* **What you should do**: Pull every line containing "components" from the entries.

Collection entries

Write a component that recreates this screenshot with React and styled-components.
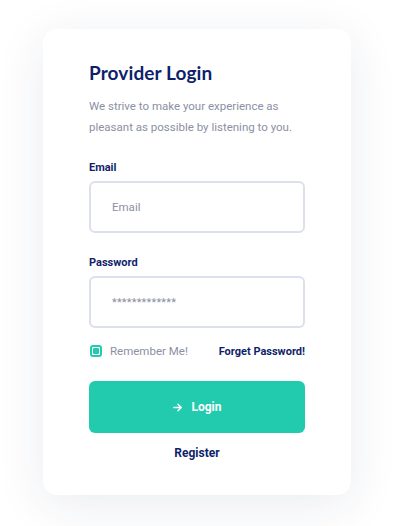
import styled, { createGlobalStyle } from 'styled-components';

const GlobalStyle = createGlobalStyle`
    html, body {
        margin: 0;
        padding: 0;
        background: #ffffff;
    }
    * {
        box-sizing: border-box;
    }
`;

const App = () => {
    return (
        <>
            <GlobalStyle />
            <Page>
                <Card>
                    <Title>Provider Login</Title>
                    <Intro>We strive to make your experience as pleasant as possible by listening to you.</Intro>

                    <Field $gap="22px">
                        <Label>Email</Label>
                        <Input type="text" placeholder="Email" />
                    </Field>

                    <Field $gap="22px">
                        <Label>Password</Label>
                        <Input type="text" placeholder="*************" $stars />
                    </Field>

                    <OptionsRow>
                        <Remember>
                            <CheckBox><span /></CheckBox>
                            Remember Me!
                        </Remember>
                        <TextLink>Forget Password!</TextLink>
                    </OptionsRow>

                    <LoginButton>
                        <svg width="11" height="11" viewBox="0 0 24 24" fill="none" stroke="currentColor" strokeWidth="3" strokeLinecap="round" strokeLinejoin="round">
                            <path d="M4 12h16" />
                            <path d="M13 5l7 7-7 7" />
                        </svg>
                        Login
                    </LoginButton>

                    <Register>Register</Register>
                </Card>
            </Page>
        </>
    );
};

const Page = styled.div`
    width: 400px;
    height: 526px;
    padding: 29px 49px 31px 43px;
    background: #ffffff;
    font-family: Roboto, "Liberation Sans", sans-serif;
`;

const Card = styled.div`
    width: 308px;
    height: 466px;
    background: #ffffff;
    border-radius: 14px;
    box-shadow: 0 10px 50px rgba(30, 40, 90, 0.09);
    padding: 33px 46px 0 46px;
    display: flex;
    flex-direction: column;
`;

const Title = styled.h1`
    margin: 0;
    font-family: "Lato", "Open Sans", sans-serif;
    font-size: 19px;
    font-weight: 700;
    letter-spacing: 0.1px;
    color: #101f6b;
    line-height: 22px;
`;

const Intro = styled.p`
    margin: 12px 0 0 0;
    width: 220px;
    font-size: 11.5px;
    line-height: 21px;
    color: #8b90a3;
`;

const Field = styled.div`
    display: flex;
    flex-direction: column;
    margin-top: ${p => p.$gap};
`;

const Label = styled.label`
    font-size: 11px;
    font-weight: 700;
    color: #101f6b;
    line-height: 16px;
`;

const Input = styled.input`
    margin-top: 5px;
    width: 216px;
    height: 52px;
    border: 2px solid #dbe0ec;
    border-radius: 6px;
    padding: 0 21px;
    font-family: Roboto, "Liberation Sans", sans-serif;
    font-size: ${p => (p.$stars ? '11px' : '11.5px')};
    color: #8b90a3;
    outline: none;
    &::placeholder {
        color: #8b90a3;
        letter-spacing: ${p => (p.$stars ? '0.2px' : '0')};
    }
`;

const OptionsRow = styled.div`
    display: flex;
    align-items: center;
    justify-content: space-between;
    margin-top: 16px;
    width: 216px;
    height: 14px;
`;

const Remember = styled.div`
    display: flex;
    align-items: center;
    gap: 8px;
    font-size: 11.5px;
    color: #8b90a3;
    margin-left: 1px;
`;

const CheckBox = styled.span`
    width: 12px;
    height: 12px;
    border: 2px solid #22cbad;
    border-radius: 3px;
    display: flex;
    align-items: center;
    justify-content: center;
    span {
        width: 6px;
        height: 6px;
        background: #22cbad;
        border-radius: 1px;
    }
`;

const TextLink = styled.a`
    font-size: 11px;
    font-weight: 700;
    color: #101f6b;
    cursor: pointer;
`;

const LoginButton = styled.button`
    margin-top: 23px;
    width: 216px;
    height: 52px;
    border: none;
    border-radius: 6px;
    background: #22cbad;
    color: #ffffff;
    font-family: Roboto, "Liberation Sans", sans-serif;
    font-size: 12px;
    font-weight: 700;
    display: flex;
    align-items: center;
    justify-content: center;
    gap: 8px;
    cursor: pointer;
`;

const Register = styled.a`
    margin-top: 12px;
    width: 216px;
    line-height: 16px;
    text-align: center;
    font-size: 12px;
    font-weight: 700;
    color: #101f6b;
    cursor: pointer;
`;

export default App;
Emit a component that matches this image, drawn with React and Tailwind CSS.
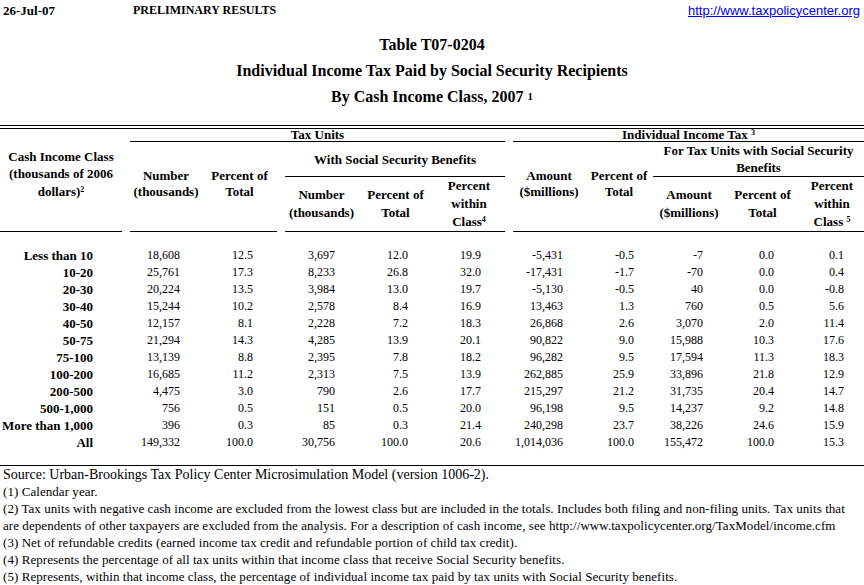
const rows = [
  ["Less than 10", "18,608", "12.5", "3,697", "12.0", "19.9", "-5,431", "-0.5", "-7", "0.0", "0.1"],
  ["10-20", "25,761", "17.3", "8,233", "26.8", "32.0", "-17,431", "-1.7", "-70", "0.0", "0.4"],
  ["20-30", "20,224", "13.5", "3,984", "13.0", "19.7", "-5,130", "-0.5", "40", "0.0", "-0.8"],
  ["30-40", "15,244", "10.2", "2,578", "8.4", "16.9", "13,463", "1.3", "760", "0.5", "5.6"],
  ["40-50", "12,157", "8.1", "2,228", "7.2", "18.3", "26,868", "2.6", "3,070", "2.0", "11.4"],
  ["50-75", "21,294", "14.3", "4,285", "13.9", "20.1", "90,822", "9.0", "15,988", "10.3", "17.6"],
  ["75-100", "13,139", "8.8", "2,395", "7.8", "18.2", "96,282", "9.5", "17,594", "11.3", "18.3"],
  ["100-200", "16,685", "11.2", "2,313", "7.5", "13.9", "262,885", "25.9", "33,896", "21.8", "12.9"],
  ["200-500", "4,475", "3.0", "790", "2.6", "17.7", "215,297", "21.2", "31,735", "20.4", "14.7"],
  ["500-1,000", "756", "0.5", "151", "0.5", "20.0", "96,198", "9.5", "14,237", "9.2", "14.8"],
  ["More than 1,000", "396", "0.3", "85", "0.3", "21.4", "240,298", "23.7", "38,226", "24.6", "15.9"],
  ["All", "149,332", "100.0", "30,756", "100.0", "20.6", "1,014,036", "100.0", "155,472", "100.0", "15.3"],
];

const th = "p-0 text-center align-middle font-bold text-[13px] border-b border-black";

function Sp() {
  return <td className="p-0" />;
}

function DataRow({ r }) {
  const td = "p-0 text-right text-[12px] leading-[17px] h-[17px] whitespace-nowrap";
  return (
    <tr>
      <td className={`${td} pr-[29px] font-bold text-[13px]`}>{r[0]}</td>
      <Sp />
      <td className={`${td} pr-[22px]`}>{r[1]}</td>
      <td className={`${td} pr-[24px]`}>{r[2]}</td>
      <Sp />
      <td className={`${td} pr-[23px]`}>{r[3]}</td>
      <td className={`${td} pr-[25px]`}>{r[4]}</td>
      <td className={`${td} pr-[24px]`}>{r[5]}</td>
      <Sp />
      <td className={`${td} pr-[22px]`}>{r[6]}</td>
      <td className={`${td} pr-[19px]`}>{r[7]}</td>
      <td className={`${td} pr-[22px]`}>{r[8]}</td>
      <td className={`${td} pr-[26px]`}>{r[9]}</td>
      <td className={`${td} pr-[20px]`}>{r[10]}</td>
    </tr>
  );
}

export default function App() {
  return (
    <div className="w-[864px] min-h-[585px] bg-white text-black font-['Liberation_Serif','Times_New_Roman',serif] overflow-hidden">
      {/* top bar */}
      <div className="h-[20px] flex items-center relative">
        <span className="pl-[3px] w-[133px] font-bold text-[13px] leading-none">26-Jul-07</span>
        <span className="font-bold text-[12px] leading-none">PRELIMINARY RESULTS</span>
        <a
          href="#"
          className="ml-auto pr-[4px] text-[13px] leading-none text-[#0000ff] underline font-['Liberation_Sans',Arial,sans-serif]"
        >
          http://www.taxpolicycenter.org
        </a>
      </div>

      {/* titles */}
      <div className="pt-[12px] font-bold text-[16px]">
        <div className="h-[26px] flex items-center justify-center">Table T07-0204</div>
        <div className="h-[26px] flex items-center justify-center">
          Individual Income Tax Paid by Social Security Recipients
        </div>
        <div className="h-[26px] flex items-center justify-center">
          <span>
            By Cash Income Class, 2007 <sup className="text-[11px] font-bold relative -top-[2px]">1</sup>
          </span>
        </div>
      </div>

      <div className="h-[15px]" />

      <div className="border-t-4 border-double border-black">
        <table className="w-[864px] table-fixed border-separate border-spacing-0">
          <colgroup>
            <col className="w-[122px]" />
            <col className="w-[8px]" />
            <col className="w-[72px]" />
            <col className="w-[75px]" />
            <col className="w-[8px]" />
            <col className="w-[73px]" />
            <col className="w-[75px]" />
            <col className="w-[72px]" />
            <col className="w-[8px]" />
            <col className="w-[72px]" />
            <col className="w-[68px]" />
            <col className="w-[72px]" />
            <col className="w-[75px]" />
            <col className="w-[64px]" />
          </colgroup>
          <thead>
            <tr className="h-[13px]">
              <td rowSpan={3} className={`${th} leading-[17.5px] pb-[12px]`}>
                Cash Income Class
                <br />
                (thousands of 2006
                <br />
                dollars)<sup className="text-[8px]">2</sup>
              </td>
              <td rowSpan={3} className="p-0" />
              <td colSpan={6} className={`${th} leading-[12px]`}>
                Tax Units
              </td>
              <td rowSpan={3} className="p-0" />
              <td colSpan={5} className={`${th} leading-[12px]`}>
                Individual Income Tax <sup className="text-[8px]">3</sup>
              </td>
            </tr>
            <tr className="h-[35px]">
              <td rowSpan={2} className={`${th} leading-[16px] pb-[5px]`}>
                Number
                <br />
                (thousands)
              </td>
              <td rowSpan={2} className={`${th} leading-[16px] pb-[5px]`}>
                Percent of
                <br />
                Total
              </td>
              <td rowSpan={2} className="p-0" />
              <td colSpan={3} className={`${th} leading-[17px]`}>
                With Social Security Benefits
              </td>
              <td rowSpan={2} className={`${th} leading-[16px] pb-[5px]`}>
                Amount
                <br />
                ($millions)
              </td>
              <td rowSpan={2} className={`${th} leading-[16px] pb-[5px]`}>
                Percent of
                <br />
                Total
              </td>
              <td colSpan={3} className={`${th} leading-[17px]`}>
                For Tax Units with Social Security
                <br />
                Benefits
              </td>
            </tr>
            <tr className="h-[55px]">
              <td className={`${th} leading-[18px]`}>
                Number
                <br />
                (thousands)
              </td>
              <td className={`${th} leading-[18px]`}>
                Percent of
                <br />
                Total
              </td>
              <td className={`${th} leading-[18px]`}>
                Percent
                <br />
                within
                <br />
                Class<sup className="text-[8px]">4</sup>
              </td>
              <td className={`${th} leading-[18px]`}>
                Amount
                <br />
                ($millions)
              </td>
              <td className={`${th} leading-[18px]`}>
                Percent of
                <br />
                Total
              </td>
              <td className={`${th} leading-[18px]`}>
                Percent
                <br />
                within
                <br />
                Class <sup className="text-[8px]">5</sup>
              </td>
            </tr>
          </thead>
          <tbody>
            <tr className="h-[15px]">
              <td colSpan={14} className="p-0" />
            </tr>
            {rows.map((r) => (
              <DataRow key={r[0]} r={r} />
            ))}
          </tbody>
        </table>
      </div>

      <div className="h-[14px]" />

      <div className="border-t border-black text-[13px] leading-[17px] pl-[3px] tracking-[0.06px]">
        <div className="text-[14px] tracking-normal">
          Source: Urban-Brookings Tax Policy Center Microsimulation Model (version 1006-2).
        </div>
        <div>(1) Calendar year.</div>
        <div>
          (2) Tax units with negative cash income are excluded from the lowest class but are included in the totals. Includes both filing and non-filing units. Tax units that
        </div>
        <div>
          are dependents of other taxpayers are excluded from the analysis. For a description of cash income, see http://www.taxpolicycenter.org/TaxModel/income.cfm
        </div>
        <div>(3) Net of refundable credits (earned income tax credit and refundable portion of child tax credit).</div>
        <div>(4) Represents the percentage of all tax units within that income class that receive Social Security benefits.</div>
        <div>(5) Represents, within that income class, the percentage of individual income tax paid by tax units with Social Security benefits.</div>
      </div>
    </div>
  );
}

* **Finished answer**:
Write a component that recreates this screenshot with React and styled-components.
import styled, { createGlobalStyle } from 'styled-components';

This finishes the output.